The lawyer maintains Rhodes got on the wrong side of many in the department when he refused to change a report about Blair's capture that showed the police nearly bungled the case.

"He's an honest guy," says Rhodes' attorney, William Trantham. "They wanted to be the heroes. They almost lost that case and they didn't want anyone to know that. So they punish the guy who tells the truth."

Plano police chief Bruce Glasscock declined comment. Gary Chatham, the police department's attorney, says he was unaware that Rhodes plans to sue, but insisted the department had done nothing wrong.

As a crime scene investigator in Plano, Rhodes found himself in the middle of one of the most publicized child murder cases in Texas history. On September 4, 1993, Ashley was abducted from a soccer field. Her partially clad body was found the next day in a field six miles away.

For five days after discovering the murder, investigators had no suspects or leads, even though virtually every detective in the department worked on the case and outside agencies offered help.

Rhodes' troubles began on September 10, just days after the murder, when he and his supervisor, criminologist Ben Armstrong, Trantham says, came across Michael Blair driving near the murder scene. Rhodes noticed that Blair's jet-black hair was similar to hairs found at the site and that Blair acted nervous. On a hunch that Blair could be Ashley's killer, Rhodes wanted to follow him.

But according to Rhodes, Armstrong argued against pursuing the suspect. "He said we were not police officers," Rhodes says. The criminologists were unarmed and technically civilians, although Rhodes has been certified in other jurisdictions as a peace officer.

Rhodes says he insisted on following Blair and, amid protests from Armstrong, finally got Blair to pull over. When Rhodes decided to call for police backup to take Blair into custody, Armstrong again told him to forget it because Blair claimed he was a volunteer helping in the search for the little girl.

Ignoring his supervisor, Rhodes says he made the call and eventually a patrol officer arrived. Rhodes says Armstrong decided the criminologists should return to the police department. "I didn't want to--I didn't want to leave the patrol officer there by himself with this guy, who I believed was the murderer," Rhodes says. He said Armstrong angrily ordered him to get in the car.

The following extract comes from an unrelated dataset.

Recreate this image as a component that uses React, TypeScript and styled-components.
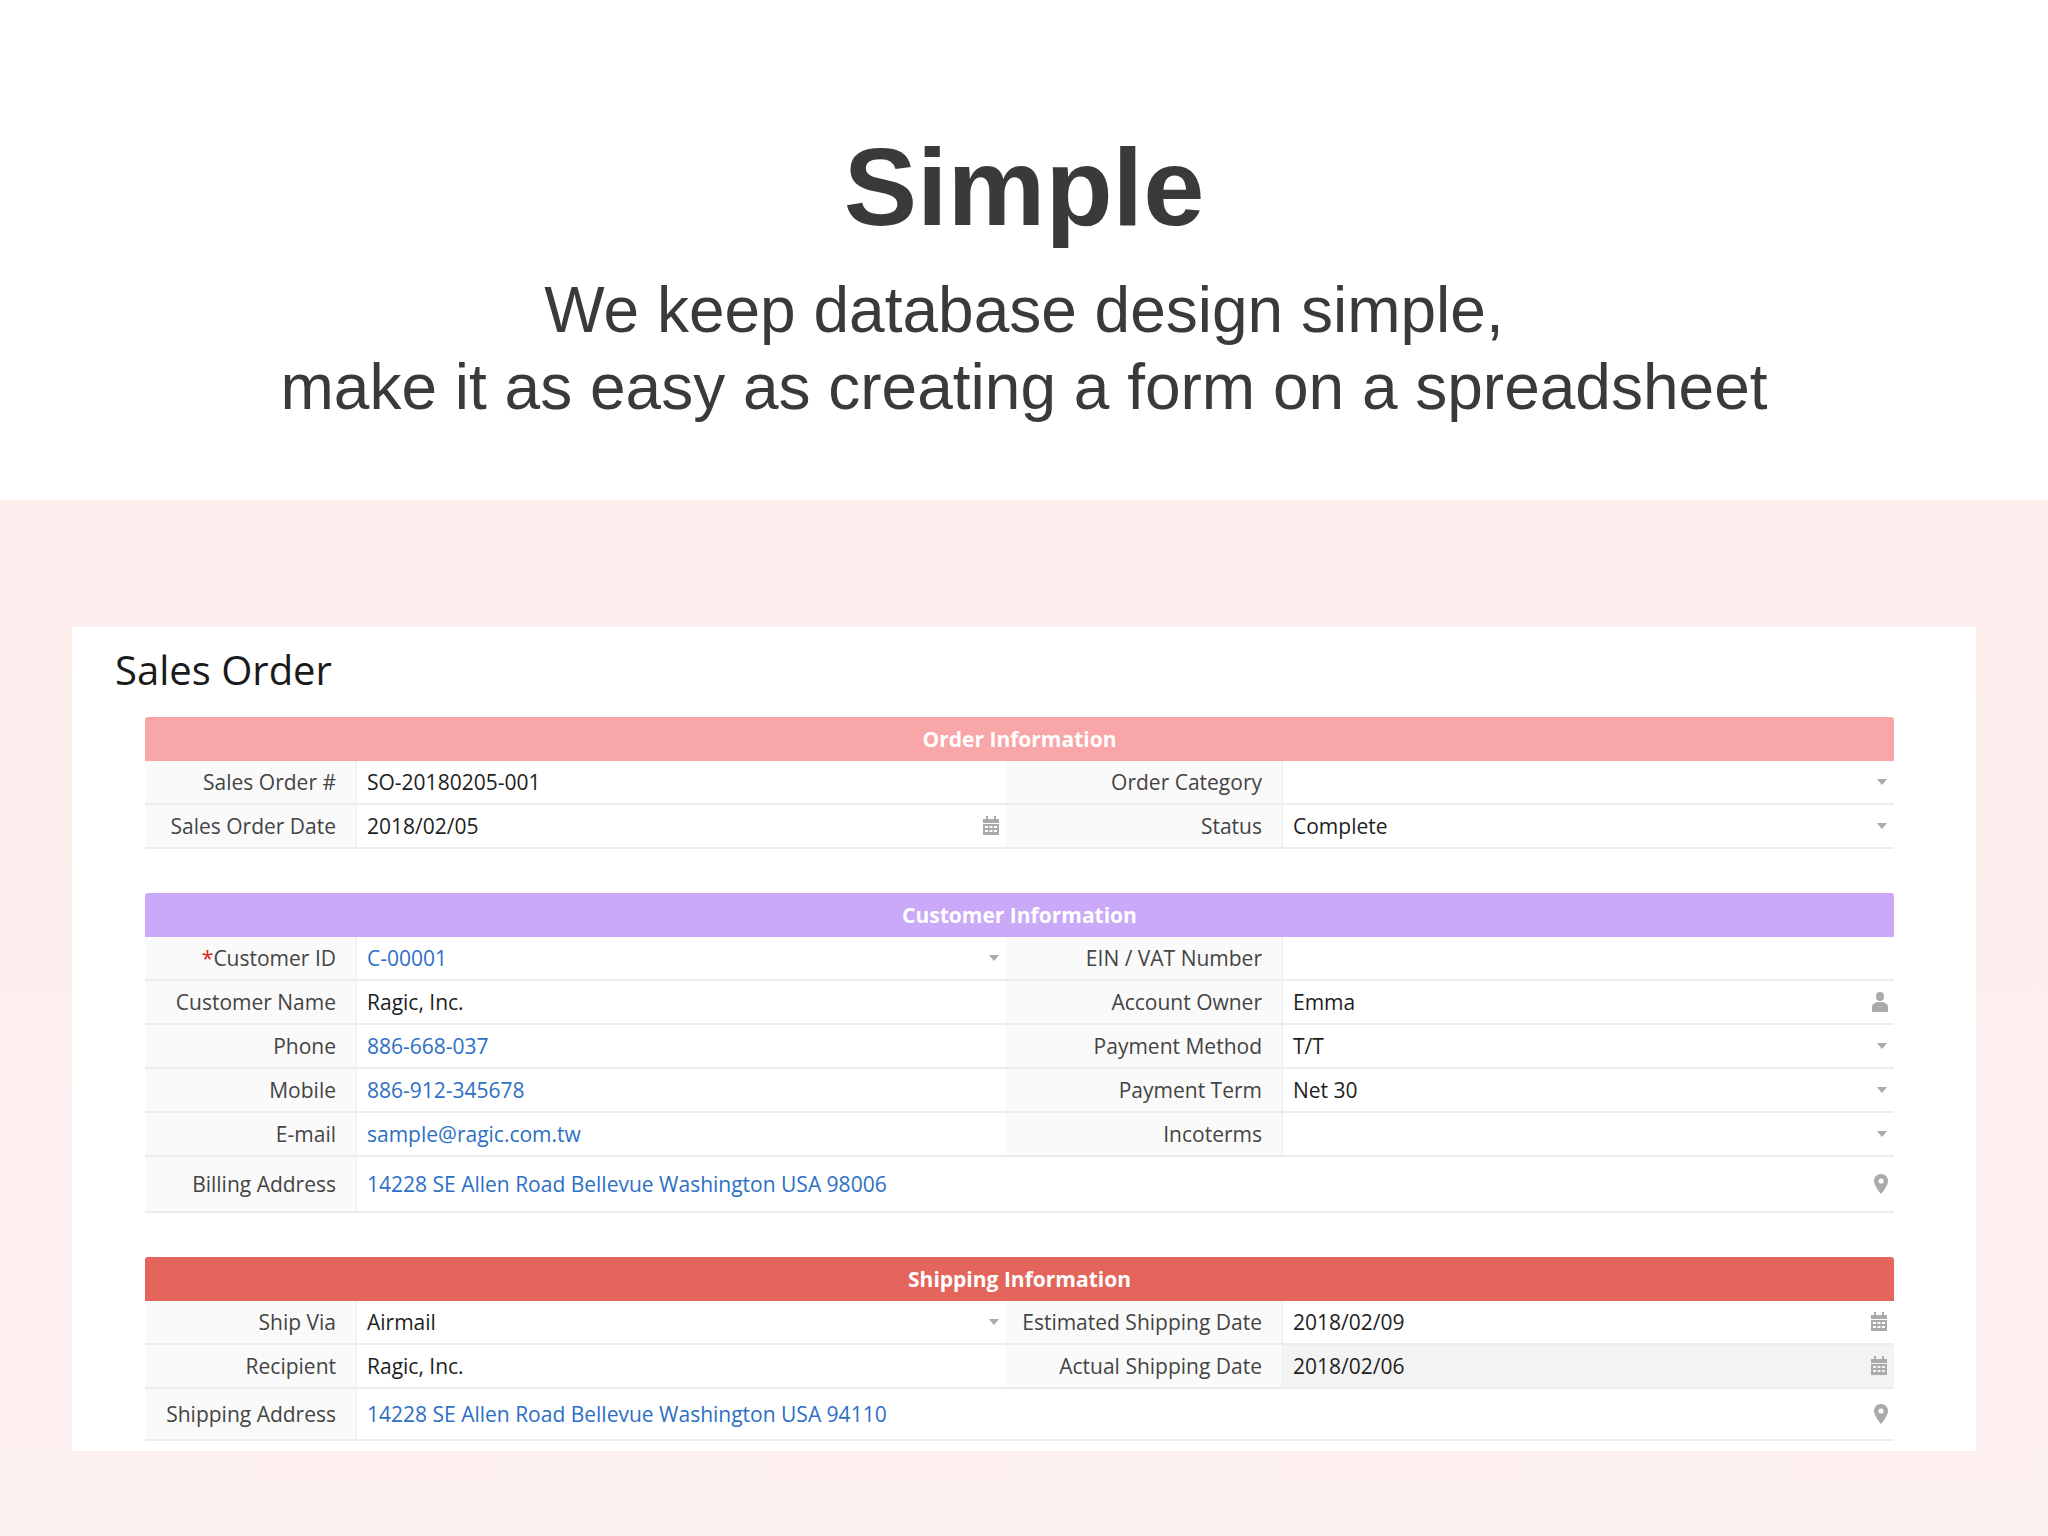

Armstrong did not return phone calls from the Observer.
The officer, after speaking a few minutes with Blair, initially let the suspect go. But when he saw Blair heading back to the crime scene, the officer asked him to go to the police station.

Yet, Rhodes says, no one remained with Blair once he arrived at the police garage. So Rhodes rushed back out, got in Blair's car and directed him to a parking place, then took him inside the station. When Blair got inside, detectives interviewed him for nine hours. They released him after questioning, but detectives began following him and staking out his house. Police arrested him a few days later and charged him with the child's murder.